At one point, I asked her a question. "What "powers" was I supposed to get?" She couldn't answer that one for me. She didn't know. As her words began to sink in little by little, I began to wonder. I will ALWAYS wonder. See, my Dad went to sleep in 2001, so it's not exactly like I can ask him about this. Regardless though........ Hmmm..... I think I'm getting too far off track here. This is a huge mess, ya'll. Not gonna lie. Trying to put this shit into words in ANY kind of an organized manner is VERY difficult, but I'm trying because for some reason that I do NOT pretend to be fully informed of - I'm MEANT to do this. To TRY to put this into words with as much organization as I can. I don't expect anybody to understand that, it's just....... Something I HAVE to do for "some reason".

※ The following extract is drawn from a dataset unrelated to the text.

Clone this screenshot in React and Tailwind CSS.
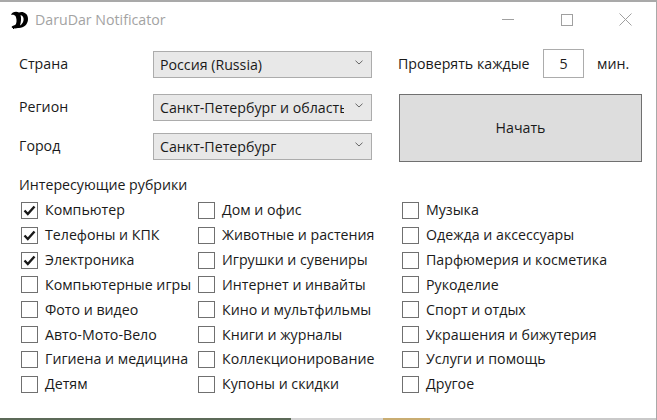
const left = [
  ["Компьютер", true],
  ["Телефоны и КПК", true],
  ["Электроника", true],
  ["Компьютерные игры", false],
  ["Фото и видео", false],
  ["Авто-Мото-Вело", false],
  ["Гигиена и медицина", false],
  ["Детям", false],
];
const middle = ["Дом и офис", "Животные и растения", "Игрушки и сувениры", "Интернет и инвайты", "Кино и мультфильмы", "Книги и журналы", "Коллекционирование", "Купоны и скидки"];
const right = ["Музыка", "Одежда и аксессуары", "Парфюмерия и косметика", "Рукоделие", "Спорт и отдых", "Украшения и бижутерия", "Услуги и помощь", "Другое"];

function Check({ label, checked }) {
  return (
    <div className="flex items-center h-[24.85px] gap-[7px]">
      <div className="w-[17px] h-[17px] shrink-0 border border-[#707070] bg-white flex items-center justify-center">
        {checked && (
          <svg width="13" height="11" viewBox="0 0 13 11">
            <path d="M1.5 5.5 L4.8 9 L11.5 1.5" fill="none" stroke="#1a1a1a" strokeWidth="2.4" />
          </svg>
        )}
      </div>
      <span className="whitespace-nowrap">{label}</span>
    </div>
  );
}

function Select({ value }) {
  return (
    <div className="w-[219px] h-[27px] border border-[#acacac] bg-[#e8e8e8] flex items-center pl-[6px] pr-[8px]">
      <span className="w-[184px] whitespace-nowrap overflow-hidden">{value}</span>
      <svg className="ml-auto shrink-0 mb-[4px]" width="8" height="5" viewBox="0 0 8 5">
        <path d="M0.5 0.7 L4 4 L7.5 0.7" fill="none" stroke="#666" strokeWidth="1" />
      </svg>
    </div>
  );
}

function Row({ label, value, className }) {
  return (
    <div className={"flex items-center " + className}>
      <span className="w-[134px] -mt-[2px]">{label}</span>
      <Select value={value} />
    </div>
  );
}

export default function App() {
  return (
    <div className="w-[657px] h-[420px] overflow-hidden bg-white text-[14.2px] leading-[20px] text-[#1a1a1a] font-['Open_Sans','Noto_Sans',sans-serif] flex flex-col border-r border-[#a9a9a9]">
      <div className="h-[37px] shrink-0 border-t-2 border-[#a9a9a9] flex items-center">
        <svg className="ml-[11px]" width="17" height="18" viewBox="0 0 17 18">
          <path d="M0 4 C1 1 5 0 8 1.5 C11 0 17 1.5 17 8 C17 13.5 12.5 17.5 7 17 C5 17.5 2 18 0.5 16 C1.5 14.5 4 14.5 5 13 C6 10 5.5 7 4.5 5 C3 3.5 1.5 3.5 0 4 Z" fill="#000" />
          <path d="M9.5 4 C12 4.5 13 7 12.5 9.5 C12 12 10.5 13.5 9 14.5 C10 11 10.5 7 9.5 4 Z" fill="#fff" />
        </svg>
        <span className="ml-[7px] text-[#a3a3a3]">DaruDar Notificator</span>
        <div className="ml-auto flex items-center">
          <svg width="13" height="13" viewBox="0 0 13 13" className="mr-[46px]">
            <path d="M0 6.5 H12" stroke="#a0a0a0" fill="none" />
          </svg>
          <svg width="12" height="12" viewBox="0 0 12 12" className="mr-[46px]">
            <rect x="0.5" y="0.5" width="11" height="11" stroke="#a0a0a0" fill="none" />
          </svg>
          <svg width="13" height="13" viewBox="0 0 13 13" className="mr-[24px]">
            <path d="M0.5 0.5 L12.5 12.5 M12.5 0.5 L0.5 12.5" stroke="#a0a0a0" fill="none" />
          </svg>
        </div>
      </div>

      <div className="flex pl-[19px] mt-[14px]">
        <div className="flex flex-col">
          <Row label="Страна" value="Россия (Russia)" />
          <Row label="Регион" value="Санкт-Петербург и область" className="mt-[16px]" />
          <Row label="Город" value="Санкт-Петербург" className="mt-[12px]" />
        </div>
        <div className="ml-[27px] flex-1 flex flex-col">
          <div className="flex items-center h-[29px] -mt-[2px] -ml-[1px]">
            <span className="w-[145px] whitespace-nowrap">Проверять каждые</span>
            <div className="w-[41px] h-[29px] border border-[#acacac] flex items-center justify-center">5</div>
            <span className="ml-[13px]">мин.</span>
          </div>
          <button className="mt-[16px] w-[243px] h-[68px] border border-[#707070] bg-[#dddddd] text-[#1a1a1a]">Начать</button>
        </div>
      </div>

      <div className="pl-[19px] mt-[13px]">Интересующие рубрики</div>
      <div className="flex pl-[21px] mt-[3px]">
        <div className="w-[177px] flex flex-col">
          {left.map(([label, checked]) => <Check key={label} label={label} checked={checked} />)}
        </div>
        <div className="w-[204px] flex flex-col">
          {middle.map((label) => <Check key={label} label={label} />)}
        </div>
        <div className="flex flex-col">
          {right.map((label) => <Check key={label} label={label} />)}
        </div>
      </div>
      <div className="mt-auto h-[2px] flex">
        <div className="w-[291px] bg-[#5c6a58]" />
        <div className="w-[92px] bg-[#d4d4d4]" />
        <div className="w-[47px] bg-[#c9ad72]" />
        <div className="flex-1 bg-[#c9c9c9]" />
      </div>
    </div>
  );
}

See.... There are spirits, demons, angels, ghosts, yada yada yada...... They're all around all of us at all times. About 2 or 3 years ago, I finally began to wrap my head around the fact that ALLLLLL those things are factually demons. Up until then? I honestly believed that so & so was really the ghost or the spirit of a deceased loved one. Were they? Were they REALLY? Well..... I'm SO DAMN CONFUSED at this point. I honestly am. I mean.... Are they ALL demons OR NOT??? Let me tell you a little story. A true story.

A few years back, when my Son was a teenager, & AFTER my Dad had gone to sleep to wait for Jesus, there were some "episodes", let's just say.... Every night when I tried to go to sleep, & as soon as I'd hit that moment RIGHT BEFORE I'd be asleep. I mean RIGHT BEFORE I would technically be under. Understand? Okay. In THAT moment, every night when I got to THAT moment, this is what would happen.......

I would hear LOUD, screams, gun fire, explosions, cars crashing, thousands of stomping / running feet, slams, as if it was fucking WWIII going on RIGHT NEXT TO ME where I was laying. In the midst of all that, I would hear, every so passionately being stated to me, "OPEN YOUR EYES". Of course, I was in that moment of right before I'd be under for sleep, so I couldN'T "open my eyes". After a few times of going through this, in my groggy, exhausted state of mind that I was in at the time, I started pleading with it. With "the voice" that had begun SCREAMING at me to, "OPEN YOUR EYES". I started telling it, "but I'm SOOOO tired, I NEED to sleep". And every damn time that voice would reply with the same shit, "OPEN YOUR EYES". As time went by, the voice became more insistent, more urgent, & much more demanding. Eventually, one night, I "opened my eyes"........

I stood up, with my eyes opened, totally awake, & I stood there for a minute. "Now what?" I asked.... And though I had NO reason, I stress this, NO reason to think I was going to find anything, I proceeded to walk towards my Son's room. Almost instinctually just headed to my Son's room. The door was closed. We never close our doors in this family. They're always open. I opened the door, & expected to find my Son sound asleep as he SHOULD have been, my heart began to race AS I opened the door. It was as though even though my brain "knew my Son was asleep", in my heart, I FELT "something's wrong with your Son, Elaina".

Upon opening the door, I saw that the light was on, & my Son was standing there wide awake, & cutting himself........... I FREAKED THE HELL OUT!!!!!!!!!!!!! After this happened, once I FINALLY saw what my Son had apparently been doing for some time, I didn't have anymore "episodes" when I tried to go to sleep. To this day, whenever this topic comes up, & I share this very personal tale with someone, I tell them that I NOW KNOW it was my Dad that kept telling me, "OPEN YOUR EYES". I feel it. I KNOW it! It HAD to be!

So..... WAS IT my Dad? Was it REALLY??? Or was it a demon? Would a DEMON warn me about harm that my beloved Son was doing to himself? REALLY???? You think? Come on. In my heart, though I'm struggling with this like you can't imagine, I BELIEVE it was my Dad that was trying to warn me about what my Son was doing. To SAVE my Son. He saw what I couldn't see. What I didn't see. After all, after I finally DID see it with my own eyes, I never had anymore of those "episodes". You think that's a coincidence? I don't know. I don't pretend to have all the answers here. All I can say is what I experienced.

But you see..... That is only but ONE example of "experiences" I've had throughout my entire life. I've had MANY. So very many! However..... NOW that I know about the rule, I WILL use it. I will tell "whatever" that it MUST confess that Jesus Christ is come in the flesh, & that if it does NOT confess that - it MUST FLEE!!!!!!!!!!

Which brings me to another point, actually..... If God gave us a scripture about this rule, & he obviously did, then.... Couldn't that be interpreted to mean that NOT all spirits / ghosts / etc. are necessarily demons? I don't know. Again, I'm really confused on what to think here with all this right now. All I can say at this time is what I'm going to change in how I handle this kind of stuff in the future. That's all I can do for now.

I'm going to stop for now. I'm not done. I have a LOT to speak on about all this, but I'm so very tired. I'm going to sign off. Maybe I'll manage to get back to this another time, maybe not, but I can't do anymore right now.